International drug traffic : an unwinnable war?
Krogh, Peter F. (Peter Frederic)
Allen, Richard V.
House, Karen Elliott
Examines the United States' war on drugs both at home and abroad, and asks, "Is this a war we can win?"
In the 1980s the United States faced a growing drug plague that led to outbreaks of violence in communities across the country. Even in the nation's capital the drug problem was spiraling out of control, causing the murder rate to skyrocket. The situation became so out of hand that there was talk of placing parts of the city under martial law. Yet despite extensive American anti-drug efforts, the problems affecting Washington continued to spread throughout the United States. Attempts to cut off the drug trade at its source failed because of corrupt foreign leaders, inaccessible crop locations, and above all the sheer profitability of the market for illicit narcotics.

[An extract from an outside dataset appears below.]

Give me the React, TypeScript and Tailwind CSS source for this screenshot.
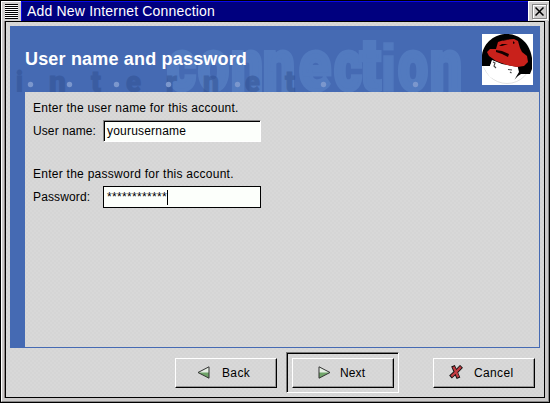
import React from "react";

const letters: [string, number, number][] = [
  ["c", 167, 29], ["o", 198, 31], ["n", 231, 32], ["n", 263, 32], ["e", 299, 32],
  ["c", 334, 28], ["t", 360, 21], ["o", 398, 30], ["n", 430, 32],
];
const small: [string, number, number][] = [
  ["i", 16, 7], ["n", 49, 17], ["t", 91, 10], ["e", 126, 15],
  ["r", 166, 11], ["n", 203, 16], ["e", 245, 15], ["t", 285, 10],
];
const dots = [30, 69, 116, 168, 237, 323, 415];

function Watermark() {
  return (
    <svg className="absolute left-0 top-0" width="530" height="66" viewBox="10 26 530 66" fontFamily="Roboto, sans-serif" fontWeight="900">
      <g fill="#527abf" stroke="#527abf" strokeWidth="4" fontSize="72">
        {letters.map(([c, x, w]) => (
          <text key={x} x={x} y="90" textLength={w} lengthAdjust="spacingAndGlyphs">{c}</text>
        ))}
        <text x="379.5" y="91" fontSize="66" strokeWidth="1.5" fontFamily="Liberation Sans, sans-serif" textLength="18" lengthAdjust="spacingAndGlyphs">i</text>
      </g>
      <g fill="#304f91" stroke="#304f91" strokeWidth="0.8" opacity="0.5" fontSize="29">
        {small.map(([c, x, w]) => (
          <text key={x} x={x} y="92" textLength={w} lengthAdjust="spacingAndGlyphs">{c}</text>
        ))}
      </g>
      {dots.map((x) => <circle key={x} cx={x + 0.5} cy="84.5" r="2.7" fill="#7b97cd" />)}
    </svg>
  );
}

function HatLogo() {
  return (
    <svg width="51" height="51" viewBox="0 0 51 51" className="bg-white">
      <circle cx="25" cy="25" r="24.5" fill="#fff" stroke="#d4d4d4" strokeWidth="0.7" />
      <path d="M0 32V21C2 8 13 0 25 0S48 9 50 24V35L48 40H39L36 42L32 46L35 39L36 33L20 30L10 26L8 32Z" fill="#000" />
      <path d="M10 27L14 28L23 32L36 34L37 38L34 43L32 47L20 48L8 43L1 32H8Z" fill="#fff" />
      <path d="M11 28L13 29L12 32L14 34M26 35.5L30 36M28 38L29.5 39" stroke="#444" strokeWidth="1.1" fill="none" />
      <path d="M5 18L8 15L14 15L16 8L22 6L32 5L36 7L38 14L40 18L45 22L46 28L42 32L35 33L25 31L14 27L7 22Z" fill="#c9211b" />
      <path d="M14 16L20 17L27 20L26 23L20 20L14 18ZM17 12L20 10L26 10L20 12ZM20 7L23 5L25 6ZM31 7L33 9L31 10Z" fill="#160000" />
    </svg>
  );
}

function Arrow({ flip = false }: { flip?: boolean }) {
  return (
    <svg width="13" height="13" viewBox="0 0 13 13" className={flip ? "-scale-x-100" : ""}>
      <path d="M1 .8L12 6.5L1 12.2Z" fill="#e6eee4" />
      <path d="M1 6.5H12L1 12.2Z" fill="#6fa468" />
      <path d="M1 .8L12 6.5L1 12.2Z" fill="none" stroke="#333" />
    </svg>
  );
}

function Cross() {
  return (
    <svg width="14" height="14" viewBox="0 0 14 14">
      <path d="M4 .8L6.5 6.5L9.5 13.2M12.5 1.3L8 6L1.5 12" fill="none" stroke="#111" strokeWidth="4" />
      <path d="M4.4 1.7L6.8 6.5L9.2 12.3M11.9 1.9L8 6L2.3 11.3" fill="none" stroke="#c23c42" strokeWidth="2.3" />
    </svg>
  );
}

function Button({ icon, label, inner, text }: { icon: React.ReactNode; label: string; inner: string; text: string }) {
  return (
    <button className="h-[30px] w-[102px] shrink-0 border border-b-black border-l-white border-r-black border-t-white">
      <span className={`flex h-full items-center border-b border-r border-[#969696] ${inner}`}>
        {icon}
        <span className={`whitespace-nowrap pt-px ${text}`}>{label}</span>
      </span>
    </button>
  );
}

export default function App() {
  return (
    <div className="flex h-[403px] w-[550px] flex-col overflow-hidden border border-black bg-[#cbc9c9] font-['Liberation_Sans',Arial,sans-serif] text-[12px] text-black">
      <div className="flex h-5 shrink-0">
        <div className="flex w-5 items-center justify-center border-l border-t border-white bg-[#d0cece]">
          <div className="h-[15px] w-[13px] bg-[repeating-linear-gradient(to_bottom,#000_0_1px,#fff_1px_2px)]" />
        </div>
        <div className="flex flex-1 items-center border-l border-t border-[#0808e8] bg-[#00007f] pl-[5px] text-[14px] tracking-[0.19px] text-white">Add New Internet Connection</div>
        <div className="flex w-[21px] items-center justify-center border-l border-t border-white bg-[#d0cece]">
          <div className="flex size-[15px] items-center justify-center border border-[#888] shadow-[inset_1px_1px_0_#fff,1px_1px_0_#fff]">
            <svg width="9" height="9" viewBox="0 0 9 9"><path d="M.5 .5L8.5 8.5M8.5 .5L.5 8.5" stroke="#000" strokeWidth="1.5" /></svg>
          </div>
        </div>
      </div>
      <div className="flex min-h-0 flex-1 border-b border-l border-r border-b-[#888] border-l-white border-r-[#888] pb-[3px] pr-[3px]">
        <div className="w-[3px] border-r border-[#8c8484]" />
        <div className="flex flex-1 flex-col border border-black bg-[repeating-conic-gradient(#d5d5d5_0_25%,#d8d8d8_0_50%)] bg-[length:4px_4px] pl-1 pr-[4px] pt-[4px]">
          <div className="relative flex h-[66px] shrink-0 items-center justify-between overflow-hidden bg-[#456ab3] pl-[15px] pr-[7px]">
            <Watermark />
            <h1 className="relative whitespace-nowrap text-[18px] font-bold tracking-[0.18px] text-white">User name and password</h1>
            <div className="relative"><HatLogo /></div>
          </div>
          <div className="h-[256px] shrink-0 border-b border-l-[15px] border-r border-[#456ab3] pl-2 pt-2">
            <p className="h-[14px] leading-[16px] tracking-[0.24px]">Enter the user name for this account.</p>
            <div className="mt-[6px] flex h-[22px] items-center">
              <span className="w-[70px] tracking-[0.1px]">User name:</span>
              <div className="h-[22px] w-[158px] border border-b-white border-l-[#888] border-r-white border-t-[#888]">
                <div className="h-full border-l border-t border-black bg-[#fcfffb] pl-[2px] leading-[18px] tracking-[0.2px]">yourusername</div>
              </div>
            </div>
            <p className="mt-[24px] h-[14px] leading-[16px] tracking-[0.26px]">Enter the password for this account.</p>
            <div className="mt-[6px] flex h-[22px] items-center">
              <span className="w-[70px] tracking-[0.13px]">Password:</span>
              <div className="flex h-[22px] w-[158px] items-center border border-black bg-[#fcfffb] pl-[3px]">
                <span className="tracking-[0.33px]">************</span><span className="h-[15px] w-px bg-black" />
              </div>
            </div>
          </div>
          <div className="flex h-[49px] shrink-0 items-center justify-end pr-[5px]">
            <Button icon={<Arrow flip />} label="Back" inner="pl-[21px]" text="ml-[12px] tracking-[0.35px]" />
            <div className="ml-[9px] flex h-[41px] w-[113px] items-center justify-center border border-b-white border-l-[#777] border-r-white border-t-[#777]">
              <div className="flex h-full w-full items-center justify-center border-l border-t border-black">
                <Button icon={<Arrow />} label="Next" inner="pl-[25px]" text="ml-[9px] tracking-[0.1px]" />
              </div>
            </div>
            <div className="ml-[34px]"><Button icon={<Cross />} label="Cancel" inner="pl-[15px]" text="ml-[11px] tracking-[0.35px]" /></div>
          </div>
        </div>
      </div>
    </div>
  );
}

On the interdiction side, the U.S. stepped up its efforts to intercept illegal drugs, while also admitting that it was only capable of stopping a small percentage of narcotics coming into the country. Given the failure of efforts to go after the supply of drugs, many policy observers concluded that the only solution would be to stop the demand for drugs. However, this raised the question, is the United States' war on drugs a foreign policy problem or a domestic problem? Furthermore, is it even a war that the United States can win? In this episode, future Secretary of State Madeleine Albright, Karen Elliott House of the Wall Street Journal, and Richard Allen, former National Security Advisor to President Reagan, discuss the international and domestic dimensions of the United States’ drug problem.